Наследие Пурыгина интересно и уникально тем, что его произведения, будучи составными, многослойными, коллажными, когда картина пишется фрагментами поверх другой картины, наглядно демонстрируют, как то, что было цельным, распадается, что было центральным – теряется в хаосе образов, что было добром становится злом.
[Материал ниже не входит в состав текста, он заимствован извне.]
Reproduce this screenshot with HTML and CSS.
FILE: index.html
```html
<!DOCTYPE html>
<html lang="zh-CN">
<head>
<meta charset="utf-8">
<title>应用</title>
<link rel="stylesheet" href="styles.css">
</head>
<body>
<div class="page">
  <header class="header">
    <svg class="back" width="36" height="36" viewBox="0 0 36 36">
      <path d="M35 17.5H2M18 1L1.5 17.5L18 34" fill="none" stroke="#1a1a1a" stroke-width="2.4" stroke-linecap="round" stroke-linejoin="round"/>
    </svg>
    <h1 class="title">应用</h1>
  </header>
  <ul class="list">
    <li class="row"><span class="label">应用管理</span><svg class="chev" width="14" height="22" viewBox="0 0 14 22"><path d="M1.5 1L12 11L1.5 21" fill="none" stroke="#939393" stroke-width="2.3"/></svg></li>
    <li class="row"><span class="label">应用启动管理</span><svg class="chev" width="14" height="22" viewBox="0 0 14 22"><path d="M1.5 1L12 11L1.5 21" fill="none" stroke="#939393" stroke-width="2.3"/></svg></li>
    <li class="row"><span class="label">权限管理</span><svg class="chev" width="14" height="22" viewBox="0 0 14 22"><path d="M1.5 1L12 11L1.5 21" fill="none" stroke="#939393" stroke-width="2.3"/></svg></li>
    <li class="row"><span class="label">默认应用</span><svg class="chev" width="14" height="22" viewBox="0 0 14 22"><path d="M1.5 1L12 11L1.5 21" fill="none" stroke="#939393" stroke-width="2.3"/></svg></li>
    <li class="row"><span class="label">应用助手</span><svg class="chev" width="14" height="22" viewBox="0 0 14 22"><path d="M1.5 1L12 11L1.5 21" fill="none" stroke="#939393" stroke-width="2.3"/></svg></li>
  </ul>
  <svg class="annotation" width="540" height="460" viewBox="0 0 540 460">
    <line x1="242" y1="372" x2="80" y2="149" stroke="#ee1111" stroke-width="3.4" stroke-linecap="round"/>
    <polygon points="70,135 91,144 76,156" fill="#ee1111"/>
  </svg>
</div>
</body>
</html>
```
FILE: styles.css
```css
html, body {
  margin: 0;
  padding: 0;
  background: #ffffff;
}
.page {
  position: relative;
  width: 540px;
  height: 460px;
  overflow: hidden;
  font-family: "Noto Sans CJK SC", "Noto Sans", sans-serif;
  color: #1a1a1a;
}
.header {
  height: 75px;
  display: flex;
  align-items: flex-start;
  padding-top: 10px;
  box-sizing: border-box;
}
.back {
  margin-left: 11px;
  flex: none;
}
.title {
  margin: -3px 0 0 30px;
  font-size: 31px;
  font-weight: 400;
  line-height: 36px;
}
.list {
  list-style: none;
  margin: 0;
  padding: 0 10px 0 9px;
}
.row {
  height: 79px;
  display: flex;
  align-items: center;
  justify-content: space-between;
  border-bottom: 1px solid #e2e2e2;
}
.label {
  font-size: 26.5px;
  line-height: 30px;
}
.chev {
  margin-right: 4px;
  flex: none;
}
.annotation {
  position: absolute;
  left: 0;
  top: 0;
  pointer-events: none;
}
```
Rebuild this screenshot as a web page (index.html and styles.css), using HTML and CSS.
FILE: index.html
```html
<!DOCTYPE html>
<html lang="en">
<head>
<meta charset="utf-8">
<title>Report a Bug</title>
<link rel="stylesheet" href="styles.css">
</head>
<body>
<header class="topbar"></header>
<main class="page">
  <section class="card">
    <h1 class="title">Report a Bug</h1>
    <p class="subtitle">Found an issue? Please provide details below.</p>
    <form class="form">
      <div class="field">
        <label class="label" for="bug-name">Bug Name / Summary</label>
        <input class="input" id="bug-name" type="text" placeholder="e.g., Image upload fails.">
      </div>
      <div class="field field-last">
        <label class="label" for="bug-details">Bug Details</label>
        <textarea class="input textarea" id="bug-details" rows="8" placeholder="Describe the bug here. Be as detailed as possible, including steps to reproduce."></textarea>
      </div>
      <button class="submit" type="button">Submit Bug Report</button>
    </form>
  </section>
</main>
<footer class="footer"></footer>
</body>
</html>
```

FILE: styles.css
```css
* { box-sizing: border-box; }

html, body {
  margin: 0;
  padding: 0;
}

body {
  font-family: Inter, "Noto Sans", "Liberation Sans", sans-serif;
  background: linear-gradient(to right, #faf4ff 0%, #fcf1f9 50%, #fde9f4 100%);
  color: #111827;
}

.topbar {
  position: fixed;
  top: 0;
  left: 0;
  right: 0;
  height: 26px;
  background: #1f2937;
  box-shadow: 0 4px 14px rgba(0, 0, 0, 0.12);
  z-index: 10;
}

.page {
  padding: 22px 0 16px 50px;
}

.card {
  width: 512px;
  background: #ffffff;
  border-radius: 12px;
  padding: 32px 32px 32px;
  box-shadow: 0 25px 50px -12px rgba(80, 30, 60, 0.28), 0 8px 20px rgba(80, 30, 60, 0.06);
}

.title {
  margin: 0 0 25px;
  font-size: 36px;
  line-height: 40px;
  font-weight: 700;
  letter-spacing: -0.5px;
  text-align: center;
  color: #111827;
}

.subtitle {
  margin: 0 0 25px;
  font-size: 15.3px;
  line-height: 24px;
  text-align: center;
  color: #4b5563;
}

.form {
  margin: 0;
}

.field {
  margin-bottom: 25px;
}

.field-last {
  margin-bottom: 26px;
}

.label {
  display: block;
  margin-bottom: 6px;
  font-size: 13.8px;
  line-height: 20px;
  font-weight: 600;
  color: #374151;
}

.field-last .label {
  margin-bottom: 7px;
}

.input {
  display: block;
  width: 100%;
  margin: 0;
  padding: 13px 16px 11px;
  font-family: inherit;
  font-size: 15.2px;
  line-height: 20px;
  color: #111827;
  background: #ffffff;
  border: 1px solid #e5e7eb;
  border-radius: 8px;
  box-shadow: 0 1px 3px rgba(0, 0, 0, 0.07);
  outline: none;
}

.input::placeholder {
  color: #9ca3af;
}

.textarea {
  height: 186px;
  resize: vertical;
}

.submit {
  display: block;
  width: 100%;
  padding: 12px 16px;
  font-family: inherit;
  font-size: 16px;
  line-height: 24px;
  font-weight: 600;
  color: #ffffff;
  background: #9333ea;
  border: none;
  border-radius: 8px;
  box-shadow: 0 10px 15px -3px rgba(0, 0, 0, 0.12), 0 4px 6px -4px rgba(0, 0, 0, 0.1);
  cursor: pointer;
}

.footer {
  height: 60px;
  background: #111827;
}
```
Невооруженным глазом видно, как радикально и грубо переписывает Пурыгин свои старые советские пейзажи: там, где была центральная магистраль с потоком машин, теперь свалка автомобилей, там, где старушка-мать одиноко стояла в пшеничном поле, подмигивают вурдалаки со всех сторон. Во всем видна спешка. Кажется, что охваченный откровением, наподобие Иоанна, художник спешил их записать, и писал их скоро, на чем придется. И писать пришлось на картинах мирной жизни, на матерях, на горожанах, спешащих на работу, на волжских просторах.
.Недетский спектакль
«Было» и «стало» – тема пьесы Саши Черного «Разговор на полке в кукольной клинике», исполненной в Зале русского искусства детской театральной студией «Фонарь» при Университете Наяновой. Дети играли кукол, рассказывающих о своих «болячках», как тетушка на них села, как мальчик из них все кишки вынул и внутрь мышь посадил, как у русской куклы жених, Ванька-встанька, без ручек и без ножек живет, о разочаровании в других и страхе перед самим собой. Играли дети неважно, как и положено детям, а вот текст цеплял, и опять, и опять, как и все сегодня наводил на грусть и размышления о том, что мы тут делаем, и для чего весь этот вечер...
Музыка
В скандинавской мифологии есть образ зловещего волка Фенрира, который в последние дни мира освободится от цепей, сковывающих его, и проглотит Солнце. Более удачного выбора музыкального коллектива, чем электрошумовой дуэт «Биоволк», трудно было бы придумать. Музыка «Биоволка» погружает слушателей в транс. Есть в электронных звуках свой особый мистицизм, который пытались вскрыть и использовать многие композиторы ХХ века от изобретателя терменвокса Льва Термена до Штокхаузена и Губайдуллиной. Инструментальная и цифровая музыка противостоят друг другу как «живое» и «мертвое», где «живое» воплощает человеческие эмоции, а «мертвое» - Вселенский Разум. Как кажется, именно на этой, «мертвой», платформе и строит свое творчество группа «Биоволк», организованная Евгением Бугаевым и Марком Силиньо. Другим музыкальным сопровождением вечера было исполнение арий из опер XVIII-XIX веков солисткой Театра оперы и балета Ириной Янцевой.